Fortunately, the reward at the end made our incremental processing quest totally worth it. Ponderous ingestion jobs that ran for over 60 hours and dragged out longer every week were reduced to 5 hours or even less if no new data was available. 15 hour downstream tasks also shrunk to 5 hours or less depending on the amount of new data. With incremental processing fully implemented, we finally saw our regular runtimes drop below the 24-hour mark.

Learnings and what’s next

We took away several learnings from our optimization adventure:

Timestamp parsing can be really slow, but it doesn’t need to be slow if your timestamp formats are uniform
In-memory protobuf message conversion can be slow and should be avoided unless necessary
Database indexes are important for good performance in read-heavy workloads, but they have to be specified correctly
Offloading calculations to the database can be a large performance boost, especially when it saves you from having to retrieve the data from the database
Most of all, try not to re-process data that hasn’t changed!

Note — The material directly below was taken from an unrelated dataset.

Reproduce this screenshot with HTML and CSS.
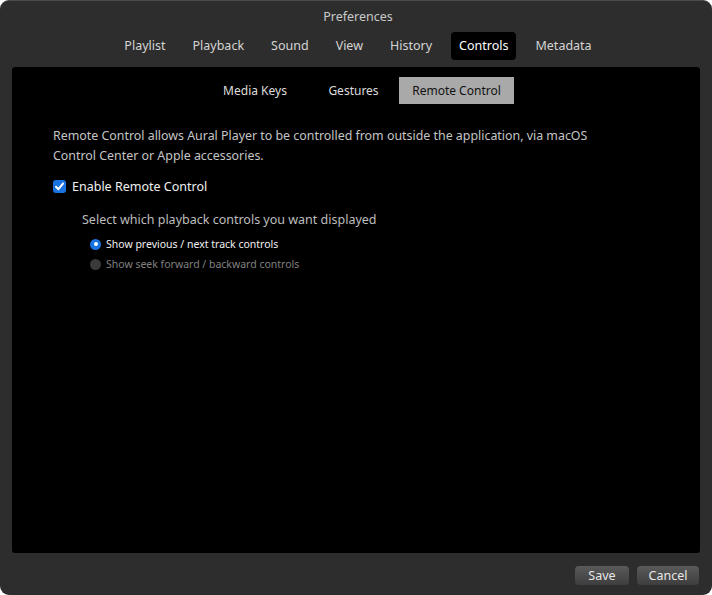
FILE: index.html
```html
<!DOCTYPE html>
<html>
<head>
<meta charset="utf-8">
<link rel="stylesheet" href="styles.css">
</head>
<body>
<div class="window">
  <div class="title">Preferences</div>
  <div class="tabs">
    <span class="tab">Playlist</span>
    <span class="tab">Playback</span>
    <span class="tab">Sound</span>
    <span class="tab">View</span>
    <span class="tab">History</span>
    <span class="tab active">Controls</span>
    <span class="tab">Metadata</span>
  </div>
  <div class="panel">
    <div class="subtabs">
      <span class="subtab mk">Media Keys</span>
      <span class="subtab ge">Gestures</span>
      <span class="subtab rc active">Remote Control</span>
    </div>
    <p class="desc">Remote Control allows Aural Player to be controlled from outside the application, via macOS<br>Control Center or Apple accessories.</p>
    <div class="check-row">
      <span class="checkbox"><svg width="13" height="13" viewBox="0 0 13 13"><path d="M3 6.8 L5.4 9.2 L10 3.6" fill="none" stroke="#fff" stroke-width="2" stroke-linecap="round" stroke-linejoin="round"/></svg></span>
      <span class="check-label">Enable Remote Control</span>
    </div>
    <div class="select-label">Select which playback controls you want displayed</div>
    <div class="radios">
      <div class="radio-row"><span class="radio on"></span><span class="radio-label on">Show previous / next track controls</span></div>
      <div class="radio-row"><span class="radio"></span><span class="radio-label">Show seek forward / backward controls</span></div>
    </div>
  </div>
  <div class="footer">
    <button class="btn save">Save</button>
    <button class="btn cancel">Cancel</button>
  </div>
</div>
</body>
</html>
```
FILE: styles.css
```css
html, body { margin: 0; padding: 0; background: #fff; }
body { font-family: "Noto Sans", "DejaVu Sans", sans-serif; }
.window {
  width: 712px; height: 595px; box-sizing: border-box;
  background: #2d2d2d; border-radius: 9px;
  border-top: 1px solid #4a4a4a;
  display: flex; flex-direction: column;
  padding: 0 12px;
}
.title {
  color: #c9c9c9; font-size: 12.5px; text-align: center;
  height: 30px; line-height: 30px; padding: 1px 0 0 4px;
}
.tabs {
  display: flex; justify-content: center; gap: 11px;
  height: 28px; padding-left: 4px;
}
.tab {
  color: #d4d4d4; font-size: 12.5px; line-height: 28px;
  padding: 0 8px; border-radius: 4px;
}
.tab.active { background: #000; color: #fff; }
.panel {
  margin-top: 7px; height: 486px; background: #000; border-radius: 3px;
  box-sizing: border-box; padding: 10px 0 0 41px;
}
.subtabs {
  display: flex; height: 27px; margin-left: -41px; padding-left: 199px;
}
.subtab {
  color: #dcdcdc; font-size: 12px; line-height: 27px; text-align: center;
}
.mk { width: 88px; }
.ge { width: 75px; margin-left: 17px; }
.rc { width: 115px; margin-left: 8px; }
.subtab.active { background: #a9a9a9; color: #111; }
.desc {
  margin: 22px 0 0; color: #c4c4c4; font-size: 12.4px; line-height: 20px;
}
.check-row { display: flex; align-items: center; margin-top: 11px; height: 18px; }
.checkbox {
  width: 13px; height: 13px; border-radius: 3px; background: #1a73e0;
  display: inline-flex; margin-right: 6px;
}
.check-label { color: #f0f0f0; font-size: 12.5px; }
.select-label { color: #bdbdbd; font-size: 12.5px; margin: 16px 0 0 29px; line-height: 17px; }
.radios { margin: 6px 0 0 37px; }
.radio-row { display: flex; align-items: center; height: 20px; }
.radio {
  width: 11px; height: 11px; border-radius: 50%; background: #3a3a3a;
  box-sizing: border-box; margin-right: 5px; position: relative;
}
.radio.on { background: #1a73e0; }
.radio.on::after {
  content: ""; position: absolute; left: 3.5px; top: 3.5px; width: 4px; height: 4px;
  border-radius: 50%; background: #fff;
}
.radio-label { color: #808080; font-size: 10.5px; }
.radio-label.on { color: #f0f0f0; }
.footer {
  display: flex; justify-content: flex-end; gap: 8px; margin-top: 13px; padding-right: 1px;
}
.btn {
  font-family: inherit; font-size: 12.5px; color: #e8e8e8;
  background: linear-gradient(#5a5a5a, #3e3e3e); border: none; border-radius: 4px;
  height: 19px; padding: 0; line-height: 19px;
}
.save { width: 54px; }
.cancel { width: 62px; }
```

Our data scientists are very happy with the new sub-day runtime, but our ML engineers suspect they could be happier still. We’re adding data and functionality to the pipeline all the time, and we anticipate reaching the limits of Python and PostgreSQL at some point in the near future. We’re currently investigating ways to re-architect the pipeline to use more scalable compute and storage engines, such as Apache Spark and BigQuery.